I got a problem with C programming string concatenation.

Why strcat(dest, "\something") will not have the backslash copied to dest?

You may wish to follow the example.

#include <stdio.h>
#include <stdlib.h>
#include <string.h>

int main()
{
    char *dest = "";
    char *test = "how \something";
    dest = (char *)malloc((strlen(test) + 1) * sizeof(char));

    strcat(dest, test);
    // Expect to see "how \something", but showed "how something"
    printf("%s\n", dest);

    free(dest);
    return 0;
}

Solution

  • backslash not showing

    Escape it:

       char *test = "how \\something";
    

    The compiler should have warned you about this like this (GCC 4.9.2):

    main.c:8:16: warning: unknown escape sequence: '\s'
       char *test = "how \something";
    

    Also this is not related to strcat().

    To prove this just do

    puts(test);
    

    and receive the same output.


      but showed "how something"
    

    Are you sure?

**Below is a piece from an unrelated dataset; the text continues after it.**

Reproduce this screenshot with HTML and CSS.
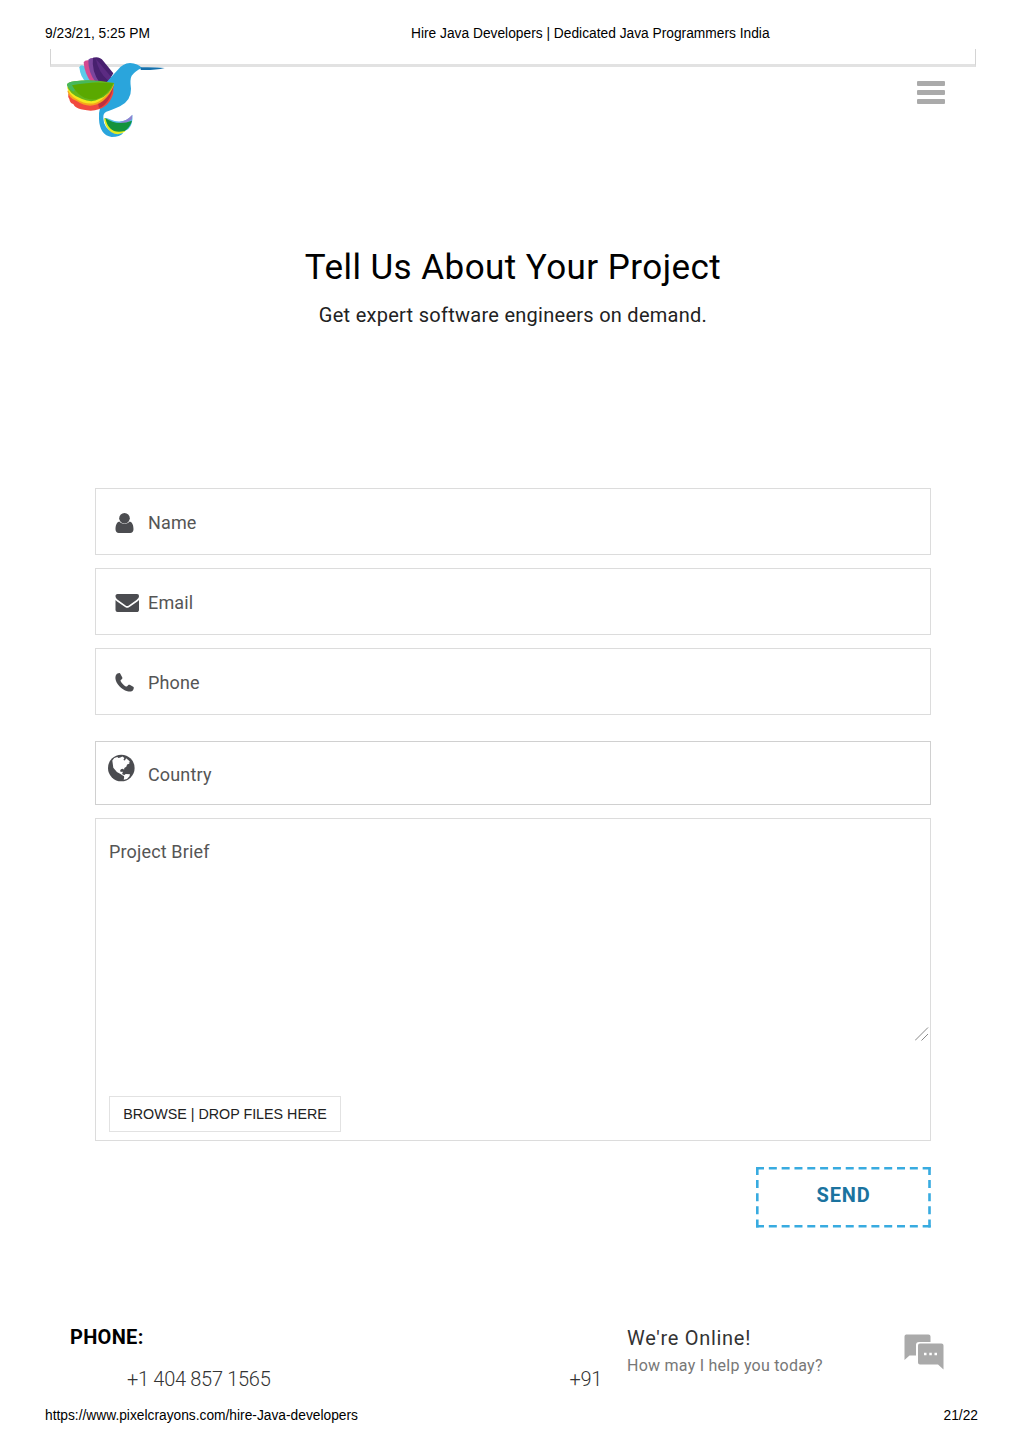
FILE: index.html
```html
<!DOCTYPE html>
<html lang="en">
<head>
    <meta charset="UTF-8">
    <meta name="viewport" content="width=device-width, initial-scale=1.0">
    <title>Hire Java Developers | Dedicated Java Programmers India</title>
    <link rel="stylesheet" href="styles.css">
</head>
<body>
    <div class="print-header">
        <span class="print-date">9/23/21, 5:25 PM</span>
        <span>Hire Java Developers | Dedicated Java Programmers India</span>
    </div>

    <div class="panel-edge"></div>
    <header class="site-header">
        <svg class="logo" width="110" height="92" viewBox="0 0 330 276">
            <path d="M58 52 Q61 42 73 48 L132 98 H80 Q61 83 58 52Z" fill="#5bcbea"/>
            <path d="M71 37 Q76 27 94 33 L142 98 H94 Q73 70 71 37Z" fill="#d44a91"/>
            <path d="M85 29 Q89 23 104 23 L155 75 L142 98 H108 Q84 67 85 29Z" fill="#7a459d"/>
            <path d="M99 23 Q119 18 130 33 L160 70 L143 98 H119 Q94 63 99 23Z" fill="#48206f"/>
            <path d="M108 27 L153 80 L146 93 Q115 68 108 27Z" fill="#5b2b82"/>
            <path d="M137 100 Q156 78 173 60 Q188 40 210 39 Q234 40 246 54 Q225 63 215 77 Q209 88 213 116 Q214 151 180 169 Q155 181 139 185 Q129 189 130 204 Q131 234 158 246 Q176 253 190 248 Q180 261 155 261 Q119 255 117 207 Q116 187 120 174 Z" fill="#2aa5dc"/>
            <path d="M242 52 Q286 51 314 54 Q286 61 242 60Z" fill="#1470ac"/>
            <path d="M25 132 Q23 141 28 147 Q30 160 40 162 Q45 179 92 182 Q145 181 160 130 L160 104Z" fill="#f1493e"/>
            <path d="M117 174 Q153 159 161 104 L145 104 L112 150Z" fill="#bd3040"/>
            <path d="M22 122 Q26 145 50 153 Q91 181 129 153 Q153 132 162 104Z" fill="#f6a51d"/>
            <path d="M21 112 Q28 137 48 146 Q91 174 124 149 Q151 128 162 101Z" fill="#f4e91d"/>
            <path d="M21 104 Q24 96 43 94 Q96 86 163 99 Q148 137 117 147 Q96 160 66 147 Q25 131 21 104Z" fill="#65b51c"/>
            <path d="M21 104 Q24 96 43 94 Q86 88 124 95 Q64 94 40 125 Q23 115 21 104Z" fill="#47b85c"/>
            <path d="M36 106 Q86 94 160 100 Q143 137 108 148 Q62 153 36 106Z" fill="#5aa900"/>
            <path d="M142 205 Q189 228 217 195 Q220 223 205 237 Q179 256 151 242 Q135 227 133 204Z" fill="#52bde9"/>
            <path d="M175 217 Q199 214 217 194 L216 207 Q200 223 175 217Z" fill="#8f83d0"/>
            <path d="M132 204 Q134 232 153 246 Q176 260 196 244 L142 208Z" fill="#e4eb20"/>
            <path d="M136 204 Q171 229 216 212 Q210 232 194 243 Q146 255 136 204Z" fill="#14933d"/>
        </svg>
        <div class="menu-toggle">
            <span></span>
            <span></span>
            <span></span>
        </div>
    </header>

    <main class="contact">
        <h1>Tell Us About Your Project</h1>
        <p class="subtitle">Get expert software engineers on demand.</p>

        <form class="contact-form">
            <label class="field">
                <svg class="icon" width="30" height="24" viewBox="0 0 30 24">
                    <circle cx="9.500" cy="8.300" r="5.300"/>
                    <path d="M4.200 11.500C1.400 12.300.5 15.800.5 19.300c0 2.100 1.400 3.700 3.300 3.700h11.400c1.900 0 3.300-1.600 3.300-3.700 0-3.500-.9-7-3.700-7.800-3 3.100-7.600 3.100-10.600 0z"/>
                </svg>
                <span class="field-name">Name</span>
            </label>
            <label class="field">
                <svg class="icon" width="30" height="24" viewBox="0 -1 30 24">
                    <path d="M2.500 3H22a2 2 0 0 1 2 2.100c0 1.700-1.100 2.900-2.500 3.900l-7.400 5.200c-1 .7-1.400.9-1.900.9s-1-.2-1.900-.9L3 9C1.600 8 .5 6.600.5 5.200.5 4 1.200 3 2.500 3z"/>
                    <path d="M.5 9c.5.6 1 1 1.600 1.400l7.200 5c1.200.9 2 1.300 2.900 1.300s1.800-.4 3-1.300l7.200-5c.6-.4 1.100-.8 1.600-1.400v10c0 1.200-.9 2.100-2.100 2.100H2.600A2.100 2.100 0 0 1 .5 19z"/>
                </svg>
                <span class="field-name">Email</span>
            </label>
            <label class="field">
                <svg class="icon" width="30" height="24" viewBox="0 0 30 24">
                    <path d="M4.300 3.100c.5-.1.700.1 1 .6l2 3.800c.3.600.1 1-.3 1.400-.7.700-1.500 1-1.500 1.700 0 .8 1.300 2.500 2.500 3.600 1.200 1.200 2.800 2.400 3.600 2.400.7 0 1-.8 1.700-1.500.4-.5.8-.6 1.400-.3l3.500 1.900c.5.3.7.5.6 1-.2 1.700-.7 2.700-1.600 3.200-1.400.8-2.900.9-4.800.3-3.300-1-5.500-2.500-8-5C1.900 13.700.9 11.500.5 9c-.3-2 .1-3.600.9-4.600.6-.8 1.700-1.200 2.900-1.300z"/>
                </svg>
                <span class="field-name">Phone</span>
            </label>
            <label class="field field-country">
                <svg class="icon" width="27" height="28" viewBox="0 0 27 28">
                    <circle cx="13.300" cy="14" r="13.300"/>
                    <path fill="#fff" d="M4.300 6.500l2-2.400 3-1 1.100 1 2-.7 2-.8 2 1.500-1 2 1.500.5 1.200-2.300 3 2.500 1 1.500-1.500.2 1 1-2.500 1-.8 2.300-2 1.200-.2 1.700-1.200-1-2 .5-.9 1.700 1 1 1.300-.5.5 1.200-.8 1.500 2 1-.5 1-3-2.200-3.600-2-3.600-4.200zM15.700 21.500l2-1.500 4.300.3-.5 2-2.500 2.600-3.300.8.5-2.700z"/>
                </svg>
                <span class="field-name">Country</span>
            </label>
            <div class="brief">
                <span class="field-name">Project Brief</span>
                <svg class="resize-grip" width="14" height="14" viewBox="0 0 14 14">
                    <path d="M0 13.500L13 .5M6.500 13.500L13 7"/>
                </svg>
                <button type="button" class="browse">BROWSE | DROP FILES HERE</button>
            </div>
            <button type="submit" class="send">
                <svg class="dashes" width="175" height="61" viewBox="0 0 175 61">
                    <path d="M0 1.300H174.600M0 59.200H174.600" stroke-dasharray="8 4.820"/>
                    <path d="M1.300 0V60.500M173.500 0V60.500" stroke-dasharray="8 5.120"/>
                </svg>
                <span>SEND</span>
            </button>
        </form>
    </main>

    <footer class="site-footer">
        <div class="phones">
            <h2>PHONE:</h2>
            <div class="numbers">
                <span class="phone-us">+1 404 857 1565</span>
                <span class="phone-in">+91</span>
            </div>
        </div>
        <div class="chat">
            <div class="chat-text">
                <div class="chat-title">We're Online!</div>
                <div class="chat-hint">How may I help you today?</div>
            </div>
            <svg class="chat-icon" width="40" height="36" viewBox="0 0 40 36">
                <path d="M2 .5h22.500a2 2 0 0 1 2 2V8H15a3 3 0 0 0-3 3v10.500H5.500L.5 26V2.500a2 2 0 0 1 1.500-2z"/>
                <path d="M16 9.500h21.500a2 2 0 0 1 2 2v24l-5.500-5H16a2 2 0 0 1-2-2v-17a2 2 0 0 1 2-2z"/>
                <path class="dots" d="M20 18.700h2.500v2.500H20zM25.300 18.700h2.500v2.500h-2.500zM30.500 18.700H33v2.500h-2.500z"/>
            </svg>
        </div>
    </footer>

    <div class="print-footer">
        <span>https://www.pixelcrayons.com/hire-Java-developers</span>
        <span>21/22</span>
    </div>
</body>
</html>
```
FILE: styles.css
```css
* {
    box-sizing: border-box;
}

body {
    margin: 0;
    height: 1449px;
    background: #fff;
    color: #000;
    font-family: Roboto, sans-serif;
    overflow: hidden;
}

h1, h2, p {
    margin: 0;
    font-weight: 400;
}

/* Print header and footer lines */
.print-header,
.print-footer {
    display: flex;
    font: 13.78px/18px "Liberation Sans", Arial, sans-serif;
}

.print-header {
    padding: 25px 45px 0;
    height: 49px;
}

.print-date {
    width: 366px;
}

.print-footer {
    justify-content: space-between;
    padding: 0 46px 0 45px;
}

/* Header */
.panel-edge {
    height: 18px;
    margin: 0 48px 0 50px;
    border: solid #e2e2e2;
    border-width: 0 1px 3px;
    border-left-color: #d4d4d4;
    border-right-color: #d4d4d4;
}

.site-header {
    display: flex;
    justify-content: space-between;
    height: 177px;
    margin-top: -17px;
    padding: 0 79px 0 60px;
}

.logo {
    position: relative;
}

.menu-toggle {
    display: flex;
    flex-direction: column;
    gap: 4px;
    padding-top: 31px;
}

.menu-toggle span {
    width: 28px;
    height: 5px;
    border-radius: 1px;
    background: #aaa;
}

/* Contact form */
.contact {
    padding: 20px 93px 0 95px;
}

h1 {
    text-align: center;
    font-size: 35px;
    line-height: 42px;
    letter-spacing: 0.45px;
}

.subtitle {
    margin-top: 14px;
    text-align: center;
    font-size: 20px;
    line-height: 24px;
    letter-spacing: 0.27px;
    color: #222;
}

.contact-form {
    display: flex;
    flex-direction: column;
    padding-top: 161px;
}

.field {
    display: flex;
    align-items: center;
    height: 67px;
    margin-bottom: 13px;
    padding-left: 19px;
    border: 1px solid #dcdcdc;
}

.icon {
    fill: #4b4c50;
}

.field-name {
    font-size: 18px;
    line-height: 22px;
    letter-spacing: 0.15px;
    color: #555;
}

.field .field-name {
    margin-left: 3px;
    padding-top: 2px;
}

.field-country {
    height: 64px;
    margin-top: 13px;
    padding-left: 12px;
    border-color: #d0d0d0;
}

.field-country .icon {
    margin-bottom: 11px;
}

.field-country .field-name {
    margin-left: 13px;
    padding-top: 4px;
}

.brief {
    display: flex;
    flex-direction: column;
    align-items: flex-start;
    height: 323px;
    padding: 22px 0 8px 13px;
    border: 1px solid #dcdcdc;
}

.resize-grip {
    align-self: flex-end;
    margin: 164px 1px 55px 0;
    fill: none;
    stroke: #888;
}

.browse {
    width: 232px;
    height: 36px;
    padding: 0;
    border: 1px solid #e2e2e2;
    background: #fff;
    color: #222;
    font: 14.3px "Liberation Sans", Arial, sans-serif;
    white-space: nowrap;
}

.send {
    position: relative;
    align-self: flex-end;
    width: 175px;
    height: 61px;
    margin-top: 26px;
    padding: 0 0 5px;
    border: 0;
    background: #fff;
    color: #1b739f;
    font: 700 20px Roboto, sans-serif;
    letter-spacing: 0.8px;
}

.dashes {
    position: absolute;
    top: 0;
    left: 0;
    fill: none;
    stroke: #38abe0;
    stroke-width: 2.6;
}

/* Footer */
.site-footer {
    display: flex;
    height: 179px;
    padding: 97px 80px 0 70px;
}

.phones {
    width: 557px;
}

.phones h2 {
    font-size: 20px;
    font-weight: 700;
    line-height: 24px;
    letter-spacing: 0.3px;
}

.numbers {
    display: flex;
    padding: 17px 25px 0 57px;
    justify-content: space-between;
    font-size: 20px;
    font-weight: 300;
    line-height: 26px;
    letter-spacing: -0.3px;
    color: #333;
}

.chat {
    display: flex;
    flex: 1;
    justify-content: space-between;
}

.chat-title {
    font-size: 20px;
    line-height: 26px;
    letter-spacing: 0.7px;
    color: #333;
}

.chat-hint {
    margin-top: 4px;
    font-size: 16px;
    line-height: 22px;
    letter-spacing: 0.25px;
    color: #777;
}

.chat-icon {
    margin-top: 9px;
    fill: #aaa;
}

.chat-icon .dots {
    fill: #fff;
}
```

I'd expected

    how omething
    

    Also

    • sizeof (char) is 1 by definition.
    • In C there is no need to cast void-pointers as for example returned by malloc(), nor is it recommended in any way.

    So just do

      dest = malloc(strlen(test) + 1);
    

    or so make the code safe against late changes of dest's type do

      dest = malloc((strlen(test) + 1) * sizeof *dest);
    

    Addition

    As pointed out by anatolyg in this comment you are concatenating to an uninitialised char-array here:

      strcat(dest, test);
    

    This invokes undefined behaviour, which is not good.

    To fix this either do

    • dest[0] = '\0'; or
    • use calloc() instead of malloc()

    to 0-terminate dest and with this make the char-array a C-"string" before using it alike when passing it to strcat().

    • Or just use strcpy() instead of strcat().